> _EXERCISE INPUTS_:
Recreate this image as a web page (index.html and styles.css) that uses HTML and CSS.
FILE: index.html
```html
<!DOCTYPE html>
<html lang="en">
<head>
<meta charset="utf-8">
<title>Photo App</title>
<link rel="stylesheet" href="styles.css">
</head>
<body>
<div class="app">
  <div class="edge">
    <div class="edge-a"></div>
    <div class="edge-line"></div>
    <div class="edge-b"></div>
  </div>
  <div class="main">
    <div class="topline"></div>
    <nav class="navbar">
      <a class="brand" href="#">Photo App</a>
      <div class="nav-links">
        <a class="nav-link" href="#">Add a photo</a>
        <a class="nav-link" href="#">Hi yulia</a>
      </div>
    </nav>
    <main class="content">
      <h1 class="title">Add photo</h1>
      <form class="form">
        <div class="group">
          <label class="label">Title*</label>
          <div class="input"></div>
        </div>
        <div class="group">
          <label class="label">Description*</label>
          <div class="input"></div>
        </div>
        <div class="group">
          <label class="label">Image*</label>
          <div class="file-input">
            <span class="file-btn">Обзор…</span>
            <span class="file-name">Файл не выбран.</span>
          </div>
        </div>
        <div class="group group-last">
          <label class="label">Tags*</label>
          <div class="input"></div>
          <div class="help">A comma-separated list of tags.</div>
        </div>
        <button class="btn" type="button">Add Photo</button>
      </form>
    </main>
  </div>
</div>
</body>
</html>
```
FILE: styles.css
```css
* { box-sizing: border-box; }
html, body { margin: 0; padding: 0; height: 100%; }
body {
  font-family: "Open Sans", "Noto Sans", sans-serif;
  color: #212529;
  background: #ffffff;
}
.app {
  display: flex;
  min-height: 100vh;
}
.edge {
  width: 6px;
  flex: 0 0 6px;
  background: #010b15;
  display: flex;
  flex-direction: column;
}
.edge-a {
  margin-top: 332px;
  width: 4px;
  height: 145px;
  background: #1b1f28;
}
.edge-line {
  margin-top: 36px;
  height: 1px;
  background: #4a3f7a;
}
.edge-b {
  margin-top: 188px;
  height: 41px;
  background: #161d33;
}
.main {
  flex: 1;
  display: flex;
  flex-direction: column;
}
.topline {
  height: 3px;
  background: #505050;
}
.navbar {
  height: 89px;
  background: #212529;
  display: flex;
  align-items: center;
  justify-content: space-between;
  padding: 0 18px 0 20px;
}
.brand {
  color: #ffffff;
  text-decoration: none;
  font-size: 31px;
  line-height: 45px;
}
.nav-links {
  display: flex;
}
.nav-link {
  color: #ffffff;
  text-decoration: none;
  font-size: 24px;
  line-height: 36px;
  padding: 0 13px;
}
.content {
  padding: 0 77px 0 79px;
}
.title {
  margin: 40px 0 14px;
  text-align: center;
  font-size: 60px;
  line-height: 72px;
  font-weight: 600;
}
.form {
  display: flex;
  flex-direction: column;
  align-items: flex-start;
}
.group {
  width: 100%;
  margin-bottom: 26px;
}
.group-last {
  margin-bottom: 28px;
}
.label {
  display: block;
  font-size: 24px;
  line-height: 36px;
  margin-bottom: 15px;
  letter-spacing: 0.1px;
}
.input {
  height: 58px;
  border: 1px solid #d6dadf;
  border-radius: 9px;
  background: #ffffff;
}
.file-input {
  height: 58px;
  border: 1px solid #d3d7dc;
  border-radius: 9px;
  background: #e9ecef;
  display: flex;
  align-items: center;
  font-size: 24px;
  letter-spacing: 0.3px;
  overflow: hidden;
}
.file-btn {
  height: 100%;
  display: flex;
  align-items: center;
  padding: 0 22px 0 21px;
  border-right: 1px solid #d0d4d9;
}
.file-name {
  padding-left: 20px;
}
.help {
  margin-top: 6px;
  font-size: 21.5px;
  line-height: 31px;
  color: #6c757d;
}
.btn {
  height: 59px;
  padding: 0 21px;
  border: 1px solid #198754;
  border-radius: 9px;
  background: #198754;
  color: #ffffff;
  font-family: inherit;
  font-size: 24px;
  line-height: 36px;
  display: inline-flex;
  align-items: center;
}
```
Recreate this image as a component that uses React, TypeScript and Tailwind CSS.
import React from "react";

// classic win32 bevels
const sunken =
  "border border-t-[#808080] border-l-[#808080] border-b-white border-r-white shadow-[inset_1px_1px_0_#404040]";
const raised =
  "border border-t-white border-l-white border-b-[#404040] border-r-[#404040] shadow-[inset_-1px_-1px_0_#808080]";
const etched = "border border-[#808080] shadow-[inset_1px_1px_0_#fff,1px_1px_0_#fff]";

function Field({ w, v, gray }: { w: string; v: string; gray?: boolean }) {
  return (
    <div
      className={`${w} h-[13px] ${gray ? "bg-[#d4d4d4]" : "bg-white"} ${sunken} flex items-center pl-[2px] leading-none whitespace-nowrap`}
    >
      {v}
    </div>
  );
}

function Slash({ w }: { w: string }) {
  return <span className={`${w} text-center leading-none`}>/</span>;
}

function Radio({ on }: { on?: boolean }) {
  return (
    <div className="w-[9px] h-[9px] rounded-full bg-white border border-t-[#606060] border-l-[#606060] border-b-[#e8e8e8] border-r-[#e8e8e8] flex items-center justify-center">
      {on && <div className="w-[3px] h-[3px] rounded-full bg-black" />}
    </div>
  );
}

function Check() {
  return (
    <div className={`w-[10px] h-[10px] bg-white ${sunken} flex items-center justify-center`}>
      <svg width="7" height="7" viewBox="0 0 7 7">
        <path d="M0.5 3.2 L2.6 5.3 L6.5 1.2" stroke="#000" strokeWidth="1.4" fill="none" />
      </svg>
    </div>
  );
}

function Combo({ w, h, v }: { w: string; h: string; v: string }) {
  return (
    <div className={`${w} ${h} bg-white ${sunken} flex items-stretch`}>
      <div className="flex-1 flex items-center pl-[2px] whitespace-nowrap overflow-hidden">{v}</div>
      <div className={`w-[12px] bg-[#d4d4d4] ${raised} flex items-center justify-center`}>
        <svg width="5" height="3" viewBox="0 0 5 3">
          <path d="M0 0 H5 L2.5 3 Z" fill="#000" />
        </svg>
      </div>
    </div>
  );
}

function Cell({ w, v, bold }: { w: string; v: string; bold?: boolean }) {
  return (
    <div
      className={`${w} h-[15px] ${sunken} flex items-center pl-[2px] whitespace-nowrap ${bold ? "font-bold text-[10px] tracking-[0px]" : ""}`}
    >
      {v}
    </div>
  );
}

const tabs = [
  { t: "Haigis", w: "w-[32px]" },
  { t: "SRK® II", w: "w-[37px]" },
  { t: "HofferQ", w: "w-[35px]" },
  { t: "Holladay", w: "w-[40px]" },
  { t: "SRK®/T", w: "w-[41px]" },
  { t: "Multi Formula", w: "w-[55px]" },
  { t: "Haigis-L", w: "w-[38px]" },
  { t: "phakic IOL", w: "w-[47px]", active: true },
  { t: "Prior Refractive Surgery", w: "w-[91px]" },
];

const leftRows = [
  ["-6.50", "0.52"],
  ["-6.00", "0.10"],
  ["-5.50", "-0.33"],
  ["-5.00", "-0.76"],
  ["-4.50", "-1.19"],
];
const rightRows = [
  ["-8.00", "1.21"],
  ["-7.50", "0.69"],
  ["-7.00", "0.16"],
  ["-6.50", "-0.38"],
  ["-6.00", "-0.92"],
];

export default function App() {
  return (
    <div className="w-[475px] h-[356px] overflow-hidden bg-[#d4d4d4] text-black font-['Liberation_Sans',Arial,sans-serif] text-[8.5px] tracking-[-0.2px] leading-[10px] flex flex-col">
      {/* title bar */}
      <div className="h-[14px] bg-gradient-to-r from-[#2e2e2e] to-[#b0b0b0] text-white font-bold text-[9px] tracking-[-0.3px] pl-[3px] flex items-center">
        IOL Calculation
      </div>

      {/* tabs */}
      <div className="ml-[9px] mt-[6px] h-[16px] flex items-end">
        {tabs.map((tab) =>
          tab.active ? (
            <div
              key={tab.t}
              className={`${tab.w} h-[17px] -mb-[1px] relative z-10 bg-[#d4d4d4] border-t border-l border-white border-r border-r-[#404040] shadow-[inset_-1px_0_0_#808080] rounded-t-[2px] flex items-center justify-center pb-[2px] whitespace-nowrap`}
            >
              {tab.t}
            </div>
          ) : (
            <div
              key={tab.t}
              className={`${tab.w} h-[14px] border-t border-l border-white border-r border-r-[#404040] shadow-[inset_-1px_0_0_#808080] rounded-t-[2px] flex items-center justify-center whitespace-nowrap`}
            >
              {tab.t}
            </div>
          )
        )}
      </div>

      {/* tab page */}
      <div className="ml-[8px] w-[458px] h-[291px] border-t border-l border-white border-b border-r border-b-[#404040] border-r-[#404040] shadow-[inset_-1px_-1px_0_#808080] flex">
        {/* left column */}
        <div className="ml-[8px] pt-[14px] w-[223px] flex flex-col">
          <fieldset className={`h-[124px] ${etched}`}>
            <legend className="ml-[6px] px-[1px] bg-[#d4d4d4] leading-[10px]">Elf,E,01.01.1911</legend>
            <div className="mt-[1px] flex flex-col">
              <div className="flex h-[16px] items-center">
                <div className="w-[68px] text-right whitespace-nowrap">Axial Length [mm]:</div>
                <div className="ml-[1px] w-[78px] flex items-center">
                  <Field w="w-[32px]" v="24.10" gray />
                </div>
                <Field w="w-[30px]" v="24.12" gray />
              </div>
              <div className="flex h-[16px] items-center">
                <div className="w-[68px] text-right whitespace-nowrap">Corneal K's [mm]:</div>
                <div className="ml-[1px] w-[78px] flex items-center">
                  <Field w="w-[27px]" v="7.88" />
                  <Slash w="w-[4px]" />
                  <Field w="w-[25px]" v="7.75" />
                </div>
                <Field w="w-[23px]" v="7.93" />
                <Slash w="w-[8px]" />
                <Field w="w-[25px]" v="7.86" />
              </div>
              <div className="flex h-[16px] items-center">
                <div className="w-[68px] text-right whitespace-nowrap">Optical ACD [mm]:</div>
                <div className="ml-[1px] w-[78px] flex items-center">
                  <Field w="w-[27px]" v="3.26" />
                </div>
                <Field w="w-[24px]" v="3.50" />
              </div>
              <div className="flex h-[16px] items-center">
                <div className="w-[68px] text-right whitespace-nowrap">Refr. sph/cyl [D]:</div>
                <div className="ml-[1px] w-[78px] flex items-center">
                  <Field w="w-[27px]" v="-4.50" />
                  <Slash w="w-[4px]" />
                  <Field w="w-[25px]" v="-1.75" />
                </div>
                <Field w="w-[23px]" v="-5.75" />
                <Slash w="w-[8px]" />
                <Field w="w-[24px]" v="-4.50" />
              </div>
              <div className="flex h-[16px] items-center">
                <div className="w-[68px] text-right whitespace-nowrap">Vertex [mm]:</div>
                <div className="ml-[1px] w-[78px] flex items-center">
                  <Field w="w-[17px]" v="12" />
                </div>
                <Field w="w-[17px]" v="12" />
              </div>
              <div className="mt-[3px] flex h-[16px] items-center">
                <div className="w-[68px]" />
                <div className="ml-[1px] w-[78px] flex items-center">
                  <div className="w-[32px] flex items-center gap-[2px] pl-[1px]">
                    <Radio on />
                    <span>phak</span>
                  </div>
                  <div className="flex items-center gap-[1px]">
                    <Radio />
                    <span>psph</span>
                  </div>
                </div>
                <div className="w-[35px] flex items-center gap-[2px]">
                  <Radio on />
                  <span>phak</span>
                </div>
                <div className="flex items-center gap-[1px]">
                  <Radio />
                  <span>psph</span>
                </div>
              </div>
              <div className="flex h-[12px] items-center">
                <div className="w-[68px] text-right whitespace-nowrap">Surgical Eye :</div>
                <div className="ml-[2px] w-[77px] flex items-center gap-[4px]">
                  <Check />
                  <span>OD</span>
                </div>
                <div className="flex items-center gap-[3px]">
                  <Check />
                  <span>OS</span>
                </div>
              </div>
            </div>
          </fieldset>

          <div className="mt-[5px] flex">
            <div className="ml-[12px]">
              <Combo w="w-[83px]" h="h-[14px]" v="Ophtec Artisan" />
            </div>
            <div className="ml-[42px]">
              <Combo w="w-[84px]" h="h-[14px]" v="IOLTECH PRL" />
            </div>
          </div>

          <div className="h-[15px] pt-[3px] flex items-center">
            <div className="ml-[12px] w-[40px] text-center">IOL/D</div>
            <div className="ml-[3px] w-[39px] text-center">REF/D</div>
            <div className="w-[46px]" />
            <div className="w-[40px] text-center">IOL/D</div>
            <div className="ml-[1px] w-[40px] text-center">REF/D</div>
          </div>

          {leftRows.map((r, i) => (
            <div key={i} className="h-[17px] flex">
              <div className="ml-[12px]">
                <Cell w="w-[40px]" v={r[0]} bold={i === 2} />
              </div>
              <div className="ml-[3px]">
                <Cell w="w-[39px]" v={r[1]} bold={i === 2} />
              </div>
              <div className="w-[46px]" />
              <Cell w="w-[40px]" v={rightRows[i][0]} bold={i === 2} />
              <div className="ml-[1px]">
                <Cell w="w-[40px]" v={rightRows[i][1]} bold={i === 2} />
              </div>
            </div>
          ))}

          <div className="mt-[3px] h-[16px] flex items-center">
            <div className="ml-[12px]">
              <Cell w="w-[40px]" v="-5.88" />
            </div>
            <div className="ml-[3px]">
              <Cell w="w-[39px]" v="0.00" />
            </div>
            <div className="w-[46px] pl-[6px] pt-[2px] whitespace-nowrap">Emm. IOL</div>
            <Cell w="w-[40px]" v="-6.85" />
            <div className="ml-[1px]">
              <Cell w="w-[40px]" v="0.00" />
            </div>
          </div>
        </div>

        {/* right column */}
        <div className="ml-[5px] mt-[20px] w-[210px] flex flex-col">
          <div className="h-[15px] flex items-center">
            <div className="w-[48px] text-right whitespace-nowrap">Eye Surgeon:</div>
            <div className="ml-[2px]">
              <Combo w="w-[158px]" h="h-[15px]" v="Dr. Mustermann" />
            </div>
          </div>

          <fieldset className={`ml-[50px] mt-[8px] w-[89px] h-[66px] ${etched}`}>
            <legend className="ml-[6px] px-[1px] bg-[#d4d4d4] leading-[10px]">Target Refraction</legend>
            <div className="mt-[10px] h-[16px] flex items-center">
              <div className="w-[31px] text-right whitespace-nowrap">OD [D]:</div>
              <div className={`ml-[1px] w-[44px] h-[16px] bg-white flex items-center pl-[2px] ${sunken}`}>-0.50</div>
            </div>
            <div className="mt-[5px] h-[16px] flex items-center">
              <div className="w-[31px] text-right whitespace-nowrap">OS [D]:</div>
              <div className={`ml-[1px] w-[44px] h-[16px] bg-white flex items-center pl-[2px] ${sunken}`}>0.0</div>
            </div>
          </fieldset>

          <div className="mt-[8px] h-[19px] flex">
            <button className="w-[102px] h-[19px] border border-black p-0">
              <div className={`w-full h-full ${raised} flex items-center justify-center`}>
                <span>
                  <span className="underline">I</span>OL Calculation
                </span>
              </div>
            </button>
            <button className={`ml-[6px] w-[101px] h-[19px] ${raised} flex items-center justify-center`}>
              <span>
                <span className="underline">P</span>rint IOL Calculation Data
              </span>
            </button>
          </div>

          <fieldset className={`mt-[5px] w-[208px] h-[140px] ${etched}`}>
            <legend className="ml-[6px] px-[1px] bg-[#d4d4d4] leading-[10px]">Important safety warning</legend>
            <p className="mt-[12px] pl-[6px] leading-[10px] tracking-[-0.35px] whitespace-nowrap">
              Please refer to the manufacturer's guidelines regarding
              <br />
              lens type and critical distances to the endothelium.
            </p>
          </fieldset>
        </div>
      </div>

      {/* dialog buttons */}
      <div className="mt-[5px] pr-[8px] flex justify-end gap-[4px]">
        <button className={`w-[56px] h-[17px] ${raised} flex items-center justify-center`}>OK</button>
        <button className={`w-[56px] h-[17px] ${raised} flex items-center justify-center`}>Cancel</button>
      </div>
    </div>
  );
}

> _TASK PROMPT_:
The lines to quote run from the one containing "Recreate this image as a component" to the one containing "import React from". Quote them exactly, with both of those lines, and nothing else.

> _FINISHED TASK_:
Recreate this image as a component that uses React, TypeScript and Tailwind CSS.
import React from "react";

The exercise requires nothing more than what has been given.